Set down exactly the lines of the listing below, please, beginning with the first and ending with the line that holds "import React from 'react';".

Given information:
# # # # #

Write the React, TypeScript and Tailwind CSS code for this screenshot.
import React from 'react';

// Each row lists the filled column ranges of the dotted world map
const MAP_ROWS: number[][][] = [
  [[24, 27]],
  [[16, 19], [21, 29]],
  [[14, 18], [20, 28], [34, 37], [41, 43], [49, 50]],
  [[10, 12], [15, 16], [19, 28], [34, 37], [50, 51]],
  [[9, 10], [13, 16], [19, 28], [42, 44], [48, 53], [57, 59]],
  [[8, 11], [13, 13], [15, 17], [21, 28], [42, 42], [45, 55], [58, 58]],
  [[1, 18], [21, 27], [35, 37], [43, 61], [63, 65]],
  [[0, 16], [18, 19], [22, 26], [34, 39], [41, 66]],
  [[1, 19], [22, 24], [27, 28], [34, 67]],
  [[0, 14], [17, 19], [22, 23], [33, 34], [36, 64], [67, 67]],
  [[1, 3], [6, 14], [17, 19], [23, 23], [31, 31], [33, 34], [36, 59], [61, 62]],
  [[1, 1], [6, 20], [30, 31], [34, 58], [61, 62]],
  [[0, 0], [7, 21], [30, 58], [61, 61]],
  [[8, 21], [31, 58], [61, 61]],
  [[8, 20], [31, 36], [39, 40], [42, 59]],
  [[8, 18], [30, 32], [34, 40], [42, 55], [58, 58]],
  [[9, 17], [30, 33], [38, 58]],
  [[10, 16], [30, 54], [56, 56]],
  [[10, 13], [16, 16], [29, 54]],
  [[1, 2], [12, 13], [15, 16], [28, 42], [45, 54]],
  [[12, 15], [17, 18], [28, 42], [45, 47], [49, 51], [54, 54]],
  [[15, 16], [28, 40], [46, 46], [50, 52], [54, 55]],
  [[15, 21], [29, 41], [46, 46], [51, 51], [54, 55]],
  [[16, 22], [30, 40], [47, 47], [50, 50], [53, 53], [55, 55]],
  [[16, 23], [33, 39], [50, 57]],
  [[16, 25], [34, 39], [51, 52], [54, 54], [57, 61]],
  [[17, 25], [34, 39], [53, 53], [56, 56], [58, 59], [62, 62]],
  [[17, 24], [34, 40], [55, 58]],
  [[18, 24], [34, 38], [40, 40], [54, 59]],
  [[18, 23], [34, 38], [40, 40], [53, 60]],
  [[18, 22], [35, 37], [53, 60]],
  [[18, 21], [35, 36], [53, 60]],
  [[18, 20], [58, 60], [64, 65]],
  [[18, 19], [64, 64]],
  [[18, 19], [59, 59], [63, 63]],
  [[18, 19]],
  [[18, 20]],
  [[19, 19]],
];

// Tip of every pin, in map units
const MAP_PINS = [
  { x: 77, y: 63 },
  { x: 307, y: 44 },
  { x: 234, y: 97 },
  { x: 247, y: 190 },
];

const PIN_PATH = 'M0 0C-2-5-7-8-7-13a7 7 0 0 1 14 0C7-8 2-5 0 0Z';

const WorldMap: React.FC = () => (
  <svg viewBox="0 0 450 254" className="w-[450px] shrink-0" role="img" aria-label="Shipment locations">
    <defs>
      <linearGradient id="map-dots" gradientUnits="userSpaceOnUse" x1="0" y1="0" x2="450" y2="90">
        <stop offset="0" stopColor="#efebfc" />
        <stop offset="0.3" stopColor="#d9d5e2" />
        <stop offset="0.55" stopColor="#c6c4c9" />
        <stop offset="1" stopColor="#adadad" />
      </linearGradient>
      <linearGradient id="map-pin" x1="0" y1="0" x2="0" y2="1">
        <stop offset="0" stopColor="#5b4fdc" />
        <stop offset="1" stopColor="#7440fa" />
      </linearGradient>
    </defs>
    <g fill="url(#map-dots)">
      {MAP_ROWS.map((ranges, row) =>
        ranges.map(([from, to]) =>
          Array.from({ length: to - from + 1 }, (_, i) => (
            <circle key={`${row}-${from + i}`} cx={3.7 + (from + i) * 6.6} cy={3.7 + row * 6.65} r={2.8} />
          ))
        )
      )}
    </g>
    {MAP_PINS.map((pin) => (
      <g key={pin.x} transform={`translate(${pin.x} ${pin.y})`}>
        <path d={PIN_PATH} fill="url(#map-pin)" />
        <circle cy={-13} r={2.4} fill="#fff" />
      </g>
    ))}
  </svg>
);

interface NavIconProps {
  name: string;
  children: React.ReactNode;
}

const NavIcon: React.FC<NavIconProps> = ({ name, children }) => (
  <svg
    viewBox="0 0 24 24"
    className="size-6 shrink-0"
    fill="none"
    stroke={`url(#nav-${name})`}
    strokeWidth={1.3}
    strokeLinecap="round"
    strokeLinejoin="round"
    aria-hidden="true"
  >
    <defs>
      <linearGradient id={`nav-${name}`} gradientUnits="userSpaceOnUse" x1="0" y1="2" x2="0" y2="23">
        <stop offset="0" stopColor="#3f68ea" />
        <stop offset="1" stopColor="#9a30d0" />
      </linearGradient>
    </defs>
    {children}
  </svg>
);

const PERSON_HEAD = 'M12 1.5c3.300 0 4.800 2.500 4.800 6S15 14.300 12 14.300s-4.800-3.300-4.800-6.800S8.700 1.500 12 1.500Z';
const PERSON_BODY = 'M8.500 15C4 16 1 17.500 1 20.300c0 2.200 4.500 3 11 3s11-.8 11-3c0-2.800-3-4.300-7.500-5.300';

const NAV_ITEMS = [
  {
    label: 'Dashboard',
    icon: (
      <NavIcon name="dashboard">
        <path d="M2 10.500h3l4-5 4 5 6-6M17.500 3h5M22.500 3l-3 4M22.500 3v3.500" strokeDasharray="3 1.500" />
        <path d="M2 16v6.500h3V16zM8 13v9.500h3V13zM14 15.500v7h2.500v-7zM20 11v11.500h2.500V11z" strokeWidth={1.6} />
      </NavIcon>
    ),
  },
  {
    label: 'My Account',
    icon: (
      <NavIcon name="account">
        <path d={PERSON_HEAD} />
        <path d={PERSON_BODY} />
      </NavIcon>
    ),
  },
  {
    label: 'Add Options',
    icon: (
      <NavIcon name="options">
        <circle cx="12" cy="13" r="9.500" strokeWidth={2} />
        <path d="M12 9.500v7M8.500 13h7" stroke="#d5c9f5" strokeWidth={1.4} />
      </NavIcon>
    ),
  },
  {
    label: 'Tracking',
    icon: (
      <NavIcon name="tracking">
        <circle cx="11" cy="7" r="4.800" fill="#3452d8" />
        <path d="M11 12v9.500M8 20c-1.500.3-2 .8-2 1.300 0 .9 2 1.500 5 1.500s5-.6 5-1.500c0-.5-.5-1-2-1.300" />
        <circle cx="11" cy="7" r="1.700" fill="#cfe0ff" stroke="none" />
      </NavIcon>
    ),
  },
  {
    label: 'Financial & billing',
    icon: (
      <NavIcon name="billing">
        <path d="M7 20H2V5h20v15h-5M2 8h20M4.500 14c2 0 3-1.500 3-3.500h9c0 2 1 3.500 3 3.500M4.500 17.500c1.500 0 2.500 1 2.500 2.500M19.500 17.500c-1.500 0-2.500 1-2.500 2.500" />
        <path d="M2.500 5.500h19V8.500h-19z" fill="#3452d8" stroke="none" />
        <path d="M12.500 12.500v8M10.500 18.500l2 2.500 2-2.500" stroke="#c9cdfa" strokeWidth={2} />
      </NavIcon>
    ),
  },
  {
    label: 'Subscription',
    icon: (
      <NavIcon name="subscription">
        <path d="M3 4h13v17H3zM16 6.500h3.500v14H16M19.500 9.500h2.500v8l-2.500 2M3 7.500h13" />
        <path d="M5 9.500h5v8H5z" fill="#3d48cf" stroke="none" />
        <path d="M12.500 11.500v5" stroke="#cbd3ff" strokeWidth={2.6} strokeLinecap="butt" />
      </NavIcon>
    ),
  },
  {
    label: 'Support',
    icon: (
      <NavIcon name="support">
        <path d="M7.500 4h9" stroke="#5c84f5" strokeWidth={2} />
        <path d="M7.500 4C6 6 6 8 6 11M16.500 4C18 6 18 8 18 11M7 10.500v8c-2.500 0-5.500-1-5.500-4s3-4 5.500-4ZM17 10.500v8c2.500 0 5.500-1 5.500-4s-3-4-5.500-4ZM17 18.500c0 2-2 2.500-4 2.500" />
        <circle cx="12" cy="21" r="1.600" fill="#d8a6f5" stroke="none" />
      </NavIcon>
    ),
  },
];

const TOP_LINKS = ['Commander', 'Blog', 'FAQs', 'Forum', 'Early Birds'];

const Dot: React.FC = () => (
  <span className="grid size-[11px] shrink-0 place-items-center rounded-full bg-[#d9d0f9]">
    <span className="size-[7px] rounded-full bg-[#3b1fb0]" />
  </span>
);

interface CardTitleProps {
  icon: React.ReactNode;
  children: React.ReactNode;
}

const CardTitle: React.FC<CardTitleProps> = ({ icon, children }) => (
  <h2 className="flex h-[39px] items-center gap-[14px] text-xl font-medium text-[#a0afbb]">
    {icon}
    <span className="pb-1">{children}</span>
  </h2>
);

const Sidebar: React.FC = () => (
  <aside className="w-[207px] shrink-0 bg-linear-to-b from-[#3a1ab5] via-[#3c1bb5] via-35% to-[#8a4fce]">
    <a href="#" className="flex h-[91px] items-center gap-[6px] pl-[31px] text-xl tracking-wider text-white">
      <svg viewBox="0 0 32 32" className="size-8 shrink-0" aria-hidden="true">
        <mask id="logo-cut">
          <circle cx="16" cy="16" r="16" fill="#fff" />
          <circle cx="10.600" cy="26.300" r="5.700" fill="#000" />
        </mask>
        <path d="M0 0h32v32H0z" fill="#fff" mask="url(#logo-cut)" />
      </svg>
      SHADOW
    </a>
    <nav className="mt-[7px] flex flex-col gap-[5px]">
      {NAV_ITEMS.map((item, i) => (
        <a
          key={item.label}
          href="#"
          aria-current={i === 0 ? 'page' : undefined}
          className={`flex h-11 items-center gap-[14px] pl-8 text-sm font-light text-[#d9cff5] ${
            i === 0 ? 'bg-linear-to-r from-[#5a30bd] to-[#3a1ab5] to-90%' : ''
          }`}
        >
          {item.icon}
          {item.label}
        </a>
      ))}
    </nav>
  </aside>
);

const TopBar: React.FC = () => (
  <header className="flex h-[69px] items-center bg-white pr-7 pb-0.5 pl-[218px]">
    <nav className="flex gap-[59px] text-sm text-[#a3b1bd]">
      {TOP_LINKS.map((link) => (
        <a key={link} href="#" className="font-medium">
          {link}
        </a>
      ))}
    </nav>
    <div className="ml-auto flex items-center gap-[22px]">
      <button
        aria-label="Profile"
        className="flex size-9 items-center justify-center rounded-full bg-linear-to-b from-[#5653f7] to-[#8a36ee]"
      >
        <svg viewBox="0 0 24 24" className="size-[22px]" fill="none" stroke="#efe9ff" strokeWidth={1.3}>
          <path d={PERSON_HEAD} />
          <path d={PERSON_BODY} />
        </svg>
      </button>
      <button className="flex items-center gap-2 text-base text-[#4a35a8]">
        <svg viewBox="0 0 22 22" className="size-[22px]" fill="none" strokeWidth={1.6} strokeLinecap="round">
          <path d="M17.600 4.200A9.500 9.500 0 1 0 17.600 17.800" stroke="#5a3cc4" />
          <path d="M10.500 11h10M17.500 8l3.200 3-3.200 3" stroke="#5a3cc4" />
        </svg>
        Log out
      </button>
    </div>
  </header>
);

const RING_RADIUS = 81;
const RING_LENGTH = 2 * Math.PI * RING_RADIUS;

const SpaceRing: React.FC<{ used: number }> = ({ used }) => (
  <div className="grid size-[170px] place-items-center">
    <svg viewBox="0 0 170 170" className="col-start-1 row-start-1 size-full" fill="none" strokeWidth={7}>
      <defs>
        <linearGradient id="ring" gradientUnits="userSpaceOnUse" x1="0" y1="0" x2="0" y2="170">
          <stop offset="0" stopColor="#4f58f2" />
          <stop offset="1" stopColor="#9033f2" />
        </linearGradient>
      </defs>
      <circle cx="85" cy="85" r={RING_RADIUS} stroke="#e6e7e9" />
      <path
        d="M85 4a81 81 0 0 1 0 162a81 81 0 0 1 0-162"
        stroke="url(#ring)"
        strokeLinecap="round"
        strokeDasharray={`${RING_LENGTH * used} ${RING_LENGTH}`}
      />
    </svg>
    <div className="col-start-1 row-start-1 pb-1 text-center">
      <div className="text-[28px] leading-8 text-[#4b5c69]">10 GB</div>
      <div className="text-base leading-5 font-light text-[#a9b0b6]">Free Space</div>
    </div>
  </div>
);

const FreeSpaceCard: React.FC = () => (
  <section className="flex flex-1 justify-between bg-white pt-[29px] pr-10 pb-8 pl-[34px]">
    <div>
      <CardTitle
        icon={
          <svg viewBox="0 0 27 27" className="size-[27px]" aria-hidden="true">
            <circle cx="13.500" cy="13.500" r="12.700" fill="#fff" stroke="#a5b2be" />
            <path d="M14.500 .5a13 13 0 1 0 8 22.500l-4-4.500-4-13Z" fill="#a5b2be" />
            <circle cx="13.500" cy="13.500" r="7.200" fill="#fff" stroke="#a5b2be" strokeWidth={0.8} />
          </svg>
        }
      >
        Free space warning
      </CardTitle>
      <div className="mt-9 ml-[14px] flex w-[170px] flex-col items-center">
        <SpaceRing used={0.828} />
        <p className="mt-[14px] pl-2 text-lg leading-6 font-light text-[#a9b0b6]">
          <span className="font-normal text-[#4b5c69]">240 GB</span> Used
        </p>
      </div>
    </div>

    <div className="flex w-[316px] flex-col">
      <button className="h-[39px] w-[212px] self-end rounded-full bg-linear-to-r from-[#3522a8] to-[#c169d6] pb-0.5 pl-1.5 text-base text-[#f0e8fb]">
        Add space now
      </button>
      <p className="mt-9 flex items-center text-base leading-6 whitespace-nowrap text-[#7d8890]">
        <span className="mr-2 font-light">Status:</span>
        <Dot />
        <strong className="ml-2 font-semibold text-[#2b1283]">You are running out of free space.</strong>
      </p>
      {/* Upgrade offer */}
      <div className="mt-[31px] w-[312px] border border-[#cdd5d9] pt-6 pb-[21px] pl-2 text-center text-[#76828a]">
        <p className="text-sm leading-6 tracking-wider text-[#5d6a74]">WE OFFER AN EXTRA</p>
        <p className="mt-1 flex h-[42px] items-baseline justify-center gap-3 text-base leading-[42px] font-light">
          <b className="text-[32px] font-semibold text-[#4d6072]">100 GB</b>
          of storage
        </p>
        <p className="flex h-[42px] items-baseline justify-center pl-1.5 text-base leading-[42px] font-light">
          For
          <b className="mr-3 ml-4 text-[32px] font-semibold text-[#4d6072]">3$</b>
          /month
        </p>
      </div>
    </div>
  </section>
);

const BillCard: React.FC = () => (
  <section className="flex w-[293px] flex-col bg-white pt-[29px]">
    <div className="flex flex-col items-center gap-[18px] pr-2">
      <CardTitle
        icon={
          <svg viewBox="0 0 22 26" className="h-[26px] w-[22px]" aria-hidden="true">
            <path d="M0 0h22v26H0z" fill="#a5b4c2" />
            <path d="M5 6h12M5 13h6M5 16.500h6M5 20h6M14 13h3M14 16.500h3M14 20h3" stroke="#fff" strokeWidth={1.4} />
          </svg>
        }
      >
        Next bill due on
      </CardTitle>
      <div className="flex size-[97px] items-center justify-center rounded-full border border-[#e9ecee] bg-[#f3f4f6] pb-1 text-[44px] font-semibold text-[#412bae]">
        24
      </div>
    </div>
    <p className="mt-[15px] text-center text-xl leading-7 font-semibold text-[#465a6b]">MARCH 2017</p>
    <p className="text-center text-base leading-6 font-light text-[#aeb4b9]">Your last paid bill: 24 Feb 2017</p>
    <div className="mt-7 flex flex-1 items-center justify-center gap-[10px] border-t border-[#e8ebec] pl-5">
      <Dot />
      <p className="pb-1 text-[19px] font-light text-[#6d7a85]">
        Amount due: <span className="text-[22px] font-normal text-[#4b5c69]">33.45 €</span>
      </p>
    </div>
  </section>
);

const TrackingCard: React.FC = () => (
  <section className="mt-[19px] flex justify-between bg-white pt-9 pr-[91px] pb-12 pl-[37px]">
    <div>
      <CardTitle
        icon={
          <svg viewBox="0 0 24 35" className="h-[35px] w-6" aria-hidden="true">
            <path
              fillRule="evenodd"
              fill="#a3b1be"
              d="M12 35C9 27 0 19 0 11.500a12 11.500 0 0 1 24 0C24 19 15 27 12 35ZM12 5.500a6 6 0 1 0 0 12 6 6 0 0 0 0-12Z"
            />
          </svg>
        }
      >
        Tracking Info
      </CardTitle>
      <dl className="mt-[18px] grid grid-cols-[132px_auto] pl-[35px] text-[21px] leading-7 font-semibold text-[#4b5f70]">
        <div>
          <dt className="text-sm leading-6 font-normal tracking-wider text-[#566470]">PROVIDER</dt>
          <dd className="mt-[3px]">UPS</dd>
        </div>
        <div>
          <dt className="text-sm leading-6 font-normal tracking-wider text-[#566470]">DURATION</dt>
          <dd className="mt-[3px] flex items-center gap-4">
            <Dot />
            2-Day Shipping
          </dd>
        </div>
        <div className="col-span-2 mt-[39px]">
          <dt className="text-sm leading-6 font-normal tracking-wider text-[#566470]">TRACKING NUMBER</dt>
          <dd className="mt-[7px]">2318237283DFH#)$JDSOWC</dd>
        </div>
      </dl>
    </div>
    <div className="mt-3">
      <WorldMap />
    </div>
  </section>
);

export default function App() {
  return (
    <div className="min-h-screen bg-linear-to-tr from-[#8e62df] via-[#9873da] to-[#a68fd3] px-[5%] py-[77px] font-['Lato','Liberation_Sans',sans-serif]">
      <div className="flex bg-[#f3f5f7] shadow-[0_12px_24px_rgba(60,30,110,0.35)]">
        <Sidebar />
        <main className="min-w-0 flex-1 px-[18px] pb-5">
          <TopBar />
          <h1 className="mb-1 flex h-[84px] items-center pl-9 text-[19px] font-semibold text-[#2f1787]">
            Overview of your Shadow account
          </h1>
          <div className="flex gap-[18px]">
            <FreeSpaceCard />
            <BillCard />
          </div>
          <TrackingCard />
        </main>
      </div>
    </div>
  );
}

# # # # #

Exercise answer:
Write the React, TypeScript and Tailwind CSS code for this screenshot.
import React from 'react';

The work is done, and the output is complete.